Xarray essentially "wraps" metadata around NumPy arrays. In other words, the gridded values in an Xarray dataset are stored in NumPy arrays (which we've talked about before), but Xarray allows you to store and manipulate lots of helpful information such as dataset names, dimensions, coordinates, and other metadata, and also provides tons of useful built-in methods which make analysis very simple. 

<a id='section2'> </a>

---
## Xarray data structures
---

Xarray has two fundamental data structures:

- a `DataArray`, which holds a single multi-dimensional variable and its coordinates

- a `Dataset`, which holds multiple variables that potentially share the same coordinates

### DataArray

A DataArray has four essential attributes:

- `values`: a `numpy.ndarray` holding the array’s values. The actual numerical data of interest.

- `dims`: dimension names for each axis (e.g., ('x', 'y', 'z'))

- `coords`: a dict-like container of arrays (coordinates) that label each point (e.g., 1-dimensional arrays of numbers, datetime objects or strings)

- `attrs`: an OrderedDict to hold arbitrary metadata (attributes)

Let’s start by constructing some DataArrays manually:

In [None]:
import os
import numpy as np
import xarray as xr # here we are importing xarray

# for plotting / visualizing:
from matplotlib import pyplot as plt
%matplotlib inline
plt.rcParams['figure.figsize'] = (8,5)

A simple DataArray without dimensions or coordinates isn’t much use:

In [None]:
# the xr.DataArray() function is how we construct a DataArray
da = xr.DataArray([9, 0, 2, 1, 0])
da

*Note: Just like with displaying a variable's values, if you simply run a cell with your dataArray / dataset name you will be able to view its contents (variables, dims, coords, metadata, etc.)*

We could add a dimension name…

In [None]:
da = xr.DataArray([9, 0, 2, 1, 0], dims=['year'])
da

But things get most interesting when we add a coordinate:

In [None]:
da = xr.DataArray([9, 0, 2, 1, 0],
                  dims=['year'],
                  coords={'year': [2010, 2011, 2012, 2013, 2014]})
da

This coordinate has been used to create an *index*, in other words, a way to select certain data based on the values of that dimensions.

And, Xarray has built-in plotting using the `plot()` method.

In [None]:
da.plot(marker='o')

### Dataset

An Xarray Dataset is simply a collection of multiple DataArrays that share some/all of their dims and coordinates.

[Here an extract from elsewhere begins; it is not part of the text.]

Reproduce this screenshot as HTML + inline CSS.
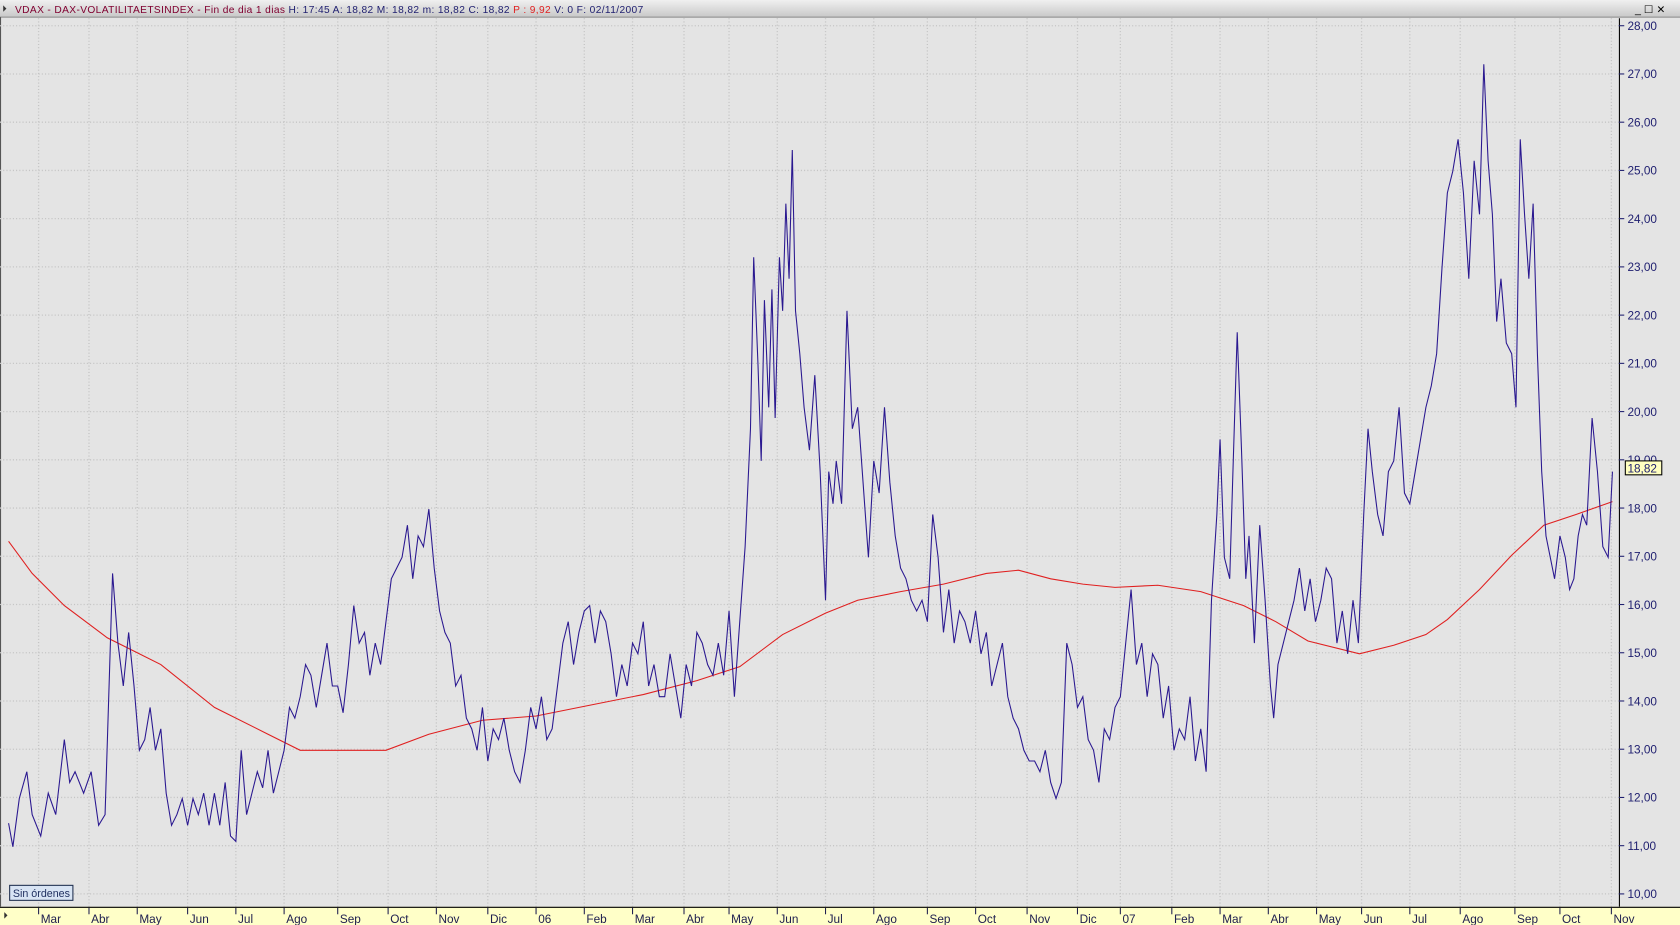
<!DOCTYPE html>
<html><head><meta charset="utf-8"><style>
html,body{margin:0;padding:0;width:1680px;height:925px;overflow:hidden;background:#e4e4e4}
svg{display:block}
text{font-family:"Liberation Sans",sans-serif}
</style></head><body>
<svg width="1680" height="925" viewBox="0 0 1567 863" preserveAspectRatio="none">
<defs><linearGradient id="hg" x1="0" y1="0" x2="0" y2="1"><stop offset="0" stop-color="#f0f0f0"/><stop offset="1" stop-color="#c8c8c8"/></linearGradient></defs>
<rect x="0" y="0" width="1567" height="863" fill="#e4e4e4"/>
<rect x="0" y="0" width="1567" height="16" fill="url(#hg)"/>
<line x1="0" y1="16" x2="1567" y2="16" stroke="#888"/>
<line x1="0.5" y1="16" x2="0.5" y2="846" stroke="#555"/>
<polygon points="3,5 6,8 3,11" fill="#333"/>
<text x="14" y="12" font-size="9.5" textLength="586" lengthAdjust="spacing"><tspan fill="#800030">VDAX - DAX-VOLATILITAETSINDEX - Fin de dia 1 dias </tspan><tspan fill="#202070">H: 17:45  A: 18,82  M: 18,82  m: 18,82  C: 18,82 </tspan><tspan fill="#e02020"> P : 9,92 </tspan><tspan fill="#202070"> V: 0  F: 02/11/2007</tspan></text>
<text x="1525" y="12" font-size="10" fill="#000">_ ☐ ✕</text>
<g stroke="#c4c4c4" stroke-dasharray="1 2" stroke-width="1.2">
<line x1="0" y1="24" x2="1510" y2="24"/><line x1="0" y1="69" x2="1510" y2="69"/><line x1="0" y1="114" x2="1510" y2="114"/><line x1="0" y1="159" x2="1510" y2="159"/><line x1="0" y1="204" x2="1510" y2="204"/><line x1="0" y1="249" x2="1510" y2="249"/><line x1="0" y1="294" x2="1510" y2="294"/><line x1="0" y1="339" x2="1510" y2="339"/><line x1="0" y1="384" x2="1510" y2="384"/><line x1="0" y1="429" x2="1510" y2="429"/><line x1="0" y1="474" x2="1510" y2="474"/><line x1="0" y1="519" x2="1510" y2="519"/><line x1="0" y1="564" x2="1510" y2="564"/><line x1="0" y1="609" x2="1510" y2="609"/><line x1="0" y1="654" x2="1510" y2="654"/><line x1="0" y1="699" x2="1510" y2="699"/><line x1="0" y1="744" x2="1510" y2="744"/><line x1="0" y1="789" x2="1510" y2="789"/><line x1="0" y1="834" x2="1510" y2="834"/>
<line x1="36" y1="17" x2="36" y2="846"/><line x1="83" y1="17" x2="83" y2="846"/><line x1="128" y1="17" x2="128" y2="846"/><line x1="175" y1="17" x2="175" y2="846"/><line x1="220" y1="17" x2="220" y2="846"/><line x1="265" y1="17" x2="265" y2="846"/><line x1="315" y1="17" x2="315" y2="846"/><line x1="362" y1="17" x2="362" y2="846"/><line x1="407" y1="17" x2="407" y2="846"/><line x1="455" y1="17" x2="455" y2="846"/><line x1="500" y1="17" x2="500" y2="846"/><line x1="545" y1="17" x2="545" y2="846"/><line x1="590" y1="17" x2="590" y2="846"/><line x1="638" y1="17" x2="638" y2="846"/><line x1="680" y1="17" x2="680" y2="846"/><line x1="725" y1="17" x2="725" y2="846"/><line x1="770" y1="17" x2="770" y2="846"/><line x1="815" y1="17" x2="815" y2="846"/><line x1="865" y1="17" x2="865" y2="846"/><line x1="910" y1="17" x2="910" y2="846"/><line x1="958" y1="17" x2="958" y2="846"/><line x1="1005" y1="17" x2="1005" y2="846"/><line x1="1045" y1="17" x2="1045" y2="846"/><line x1="1093" y1="17" x2="1093" y2="846"/><line x1="1138" y1="17" x2="1138" y2="846"/><line x1="1183" y1="17" x2="1183" y2="846"/><line x1="1228" y1="17" x2="1228" y2="846"/><line x1="1270" y1="17" x2="1270" y2="846"/><line x1="1315" y1="17" x2="1315" y2="846"/><line x1="1362" y1="17" x2="1362" y2="846"/><line x1="1413" y1="17" x2="1413" y2="846"/><line x1="1455" y1="17" x2="1455" y2="846"/><line x1="1503" y1="17" x2="1503" y2="846"/>
</g>
<polyline fill="none" stroke="#e02020" stroke-width="1" points="8,505 30,535 60,565 100,595 150,620 200,660 250,685 280,700 320,700 360,700 400,685 450,672 500,668 550,658 600,648 650,635 690,622 730,592 770,572 800,560 840,552 880,545 920,535 950,532 980,540 1010,545 1040,548 1080,546 1120,552 1160,565 1190,580 1220,598 1268,610 1300,602 1330,592 1350,578 1380,550 1410,518 1440,490 1470,480 1504,468"/>
<polyline fill="none" stroke="#2a1890" stroke-width="1" points="8,768 12,790 18,745 25,720 30,760 38,780 45,740 52,760 60,690 65,730 70,720 78,740 85,720 92,770 98,760 105,535 110,600 115,640 120,590 125,640 130,700 135,690 140,660 145,700 150,680 155,740 160,770 165,760 170,745 175,770 180,745 185,760 190,740 195,770 200,740 205,770 210,730 215,780 220,785 225,700 230,760 235,740 240,720 245,735 250,700 255,740 260,720 265,700 270,660 275,670 280,650 285,620 290,630 295,660 300,630 305,600 310,640 315,640 320,665 325,620 330,565 335,600 340,590 345,630 350,600 355,620 360,580 365,540 370,530 375,520 380,490 385,540 390,500 395,510 400,475 405,530 410,570 415,590 420,600 425,640 430,630 435,670 440,680 445,700 450,660 455,710 460,680 465,690 470,670 475,700 480,720 485,730 490,700 495,660 500,680 505,650 510,690 515,680 520,640 525,600 530,580 535,620 540,590 545,570 550,565 555,600 560,570 565,580 570,610 575,650 580,620 585,640 590,600 595,610 600,580 605,640 610,620 615,650 620,650 625,610 630,640 635,670 640,620 645,640 650,590 655,600 660,620 665,630 670,600 675,630 680,570 685,650 690,580 695,510 700,400 703,240 707,340 710,430 713,280 717,380 720,270 723,390 727,240 730,290 733,190 736,260 739,140 742,290 746,330 750,380 755,420 760,350 765,440 770,560 773,440 777,470 780,430 785,470 790,290 795,400 800,380 805,450 810,520 815,430 820,460 825,380 830,450 835,500 840,530 845,540 850,560 855,570 860,560 865,580 870,480 875,520 880,590 885,550 890,600 895,570 900,580 905,600 910,570 915,610 920,590 925,640 930,620 935,600 940,650 945,670 950,680 955,700 960,710 965,710 970,720 975,700 980,730 985,745 990,730 995,600 1000,620 1005,660 1010,650 1015,690 1020,700 1025,730 1030,680 1035,690 1040,660 1045,650 1050,600 1055,550 1060,620 1065,600 1070,650 1075,610 1080,620 1085,670 1090,640 1095,700 1100,680 1105,690 1110,650 1115,710 1120,680 1125,720 1130,560 1135,480 1138,410 1142,520 1147,540 1150,440 1154,310 1158,420 1162,540 1165,500 1170,600 1175,490 1180,560 1185,640 1188,670 1192,620 1197,600 1202,580 1207,560 1212,530 1217,570 1222,540 1227,580 1232,560 1237,530 1242,540 1247,600 1252,570 1257,610 1262,560 1267,600 1272,480 1276,400 1280,440 1285,480 1290,500 1295,440 1300,430 1305,380 1310,460 1315,470 1320,440 1325,410 1330,380 1335,360 1340,330 1345,250 1350,180 1355,160 1360,130 1365,180 1370,260 1375,150 1380,200 1384,60 1388,150 1392,200 1396,300 1400,260 1405,320 1410,330 1414,380 1418,130 1422,200 1426,260 1430,190 1434,330 1438,440 1442,500 1446,520 1450,540 1455,500 1460,520 1464,550 1468,540 1472,500 1476,480 1480,490 1485,390 1490,440 1495,510 1500,520 1504,440"/>
<rect x="9" y="826" width="59" height="14" fill="#d8e4f4" stroke="#203050"/>
<text x="12" y="837" font-size="10" fill="#203060">Sin órdenes</text>
<line x1="1510.5" y1="17" x2="1510.5" y2="846" stroke="#000"/>
<g font-size="11" fill="#202070">
<text x="1518" y="28">28,00</text><text x="1518" y="73">27,00</text><text x="1518" y="118">26,00</text><text x="1518" y="163">25,00</text><text x="1518" y="208">24,00</text><text x="1518" y="253">23,00</text><text x="1518" y="298">22,00</text><text x="1518" y="343">21,00</text><text x="1518" y="388">20,00</text><text x="1518" y="433">19,00</text><text x="1518" y="478">18,00</text><text x="1518" y="523">17,00</text><text x="1518" y="568">16,00</text><text x="1518" y="613">15,00</text><text x="1518" y="658">14,00</text><text x="1518" y="703">13,00</text><text x="1518" y="748">12,00</text><text x="1518" y="793">11,00</text><text x="1518" y="838">10,00</text>
</g>
<g stroke="#202070"><line x1="1510" y1="24" x2="1515" y2="24"/><line x1="1510" y1="69" x2="1515" y2="69"/><line x1="1510" y1="114" x2="1515" y2="114"/><line x1="1510" y1="159" x2="1515" y2="159"/><line x1="1510" y1="204" x2="1515" y2="204"/><line x1="1510" y1="249" x2="1515" y2="249"/><line x1="1510" y1="294" x2="1515" y2="294"/><line x1="1510" y1="339" x2="1515" y2="339"/><line x1="1510" y1="384" x2="1515" y2="384"/><line x1="1510" y1="429" x2="1515" y2="429"/><line x1="1510" y1="474" x2="1515" y2="474"/><line x1="1510" y1="519" x2="1515" y2="519"/><line x1="1510" y1="564" x2="1515" y2="564"/><line x1="1510" y1="609" x2="1515" y2="609"/><line x1="1510" y1="654" x2="1515" y2="654"/><line x1="1510" y1="699" x2="1515" y2="699"/><line x1="1510" y1="744" x2="1515" y2="744"/><line x1="1510" y1="789" x2="1515" y2="789"/><line x1="1510" y1="834" x2="1515" y2="834"/></g>
<rect x="1516" y="430" width="34" height="13" fill="#ffffc0" stroke="#000"/>
<text x="1518" y="441" font-size="11" fill="#202070">18,82</text>
<rect x="0" y="846" width="1567" height="17" fill="#ffffc8"/>
<line x1="0" y1="846.5" x2="1567" y2="846.5" stroke="#000"/>
<polygon points="4,851 7,854 4,857" fill="#333"/>
<g font-size="11" fill="#202050">
<text x="38" y="861">Mar</text><text x="85" y="861">Abr</text><text x="130" y="861">May</text><text x="177" y="861">Jun</text><text x="222" y="861">Jul</text><text x="267" y="861">Ago</text><text x="317" y="861">Sep</text><text x="364" y="861">Oct</text><text x="409" y="861">Nov</text><text x="457" y="861">Dic</text><text x="502" y="861">06</text><text x="547" y="861">Feb</text><text x="592" y="861">Mar</text><text x="640" y="861">Abr</text><text x="682" y="861">May</text><text x="727" y="861">Jun</text><text x="772" y="861">Jul</text><text x="817" y="861">Ago</text><text x="867" y="861">Sep</text><text x="912" y="861">Oct</text><text x="960" y="861">Nov</text><text x="1007" y="861">Dic</text><text x="1047" y="861">07</text><text x="1095" y="861">Feb</text><text x="1140" y="861">Mar</text><text x="1185" y="861">Abr</text><text x="1230" y="861">May</text><text x="1272" y="861">Jun</text><text x="1317" y="861">Jul</text><text x="1364" y="861">Ago</text><text x="1415" y="861">Sep</text><text x="1457" y="861">Oct</text><text x="1505" y="861">Nov</text>
</g>
<g stroke="#202050"><line x1="36" y1="847" x2="36" y2="853"/><line x1="83" y1="847" x2="83" y2="853"/><line x1="128" y1="847" x2="128" y2="853"/><line x1="175" y1="847" x2="175" y2="853"/><line x1="220" y1="847" x2="220" y2="853"/><line x1="265" y1="847" x2="265" y2="853"/><line x1="315" y1="847" x2="315" y2="853"/><line x1="362" y1="847" x2="362" y2="853"/><line x1="407" y1="847" x2="407" y2="853"/><line x1="455" y1="847" x2="455" y2="853"/><line x1="500" y1="847" x2="500" y2="853"/><line x1="545" y1="847" x2="545" y2="853"/><line x1="590" y1="847" x2="590" y2="853"/><line x1="638" y1="847" x2="638" y2="853"/><line x1="680" y1="847" x2="680" y2="853"/><line x1="725" y1="847" x2="725" y2="853"/><line x1="770" y1="847" x2="770" y2="853"/><line x1="815" y1="847" x2="815" y2="853"/><line x1="865" y1="847" x2="865" y2="853"/><line x1="910" y1="847" x2="910" y2="853"/><line x1="958" y1="847" x2="958" y2="853"/><line x1="1005" y1="847" x2="1005" y2="853"/><line x1="1045" y1="847" x2="1045" y2="853"/><line x1="1093" y1="847" x2="1093" y2="853"/><line x1="1138" y1="847" x2="1138" y2="853"/><line x1="1183" y1="847" x2="1183" y2="853"/><line x1="1228" y1="847" x2="1228" y2="853"/><line x1="1270" y1="847" x2="1270" y2="853"/><line x1="1315" y1="847" x2="1315" y2="853"/><line x1="1362" y1="847" x2="1362" y2="853"/><line x1="1413" y1="847" x2="1413" y2="853"/><line x1="1455" y1="847" x2="1455" y2="853"/><line x1="1503" y1="847" x2="1503" y2="853"/></g>
</svg>
</body></html>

Manually constructing datasets is a bit more complicated syntax-wise, but here is a brief example. 

For example:

In [None]:
# here we are just putting together a made up dataset with var's temp and precip
# and one dimension (time)
# using made up data. Don't worry about the syntax for now!

tempdata = [58, 38, 49, 52, 57]
precipdata = [3, 0.1, 0.46, 1.1, 0.8]
timedata = [2010, 2011, 2012, 2013, 2014]

ds = xr.Dataset(data_vars=dict(temp=(['time'], tempdata),
                         precip=(['time'], precipdata)
                         ),
            coords=dict(time=timedata)
           )

ds

*You'll notice that the dataset has 2 entries under 'Data variables', and that the only dimension is time.*

You can use dictionary `key:value` syntax to access the values of data or coords in an xarray DataArray or Dataset. 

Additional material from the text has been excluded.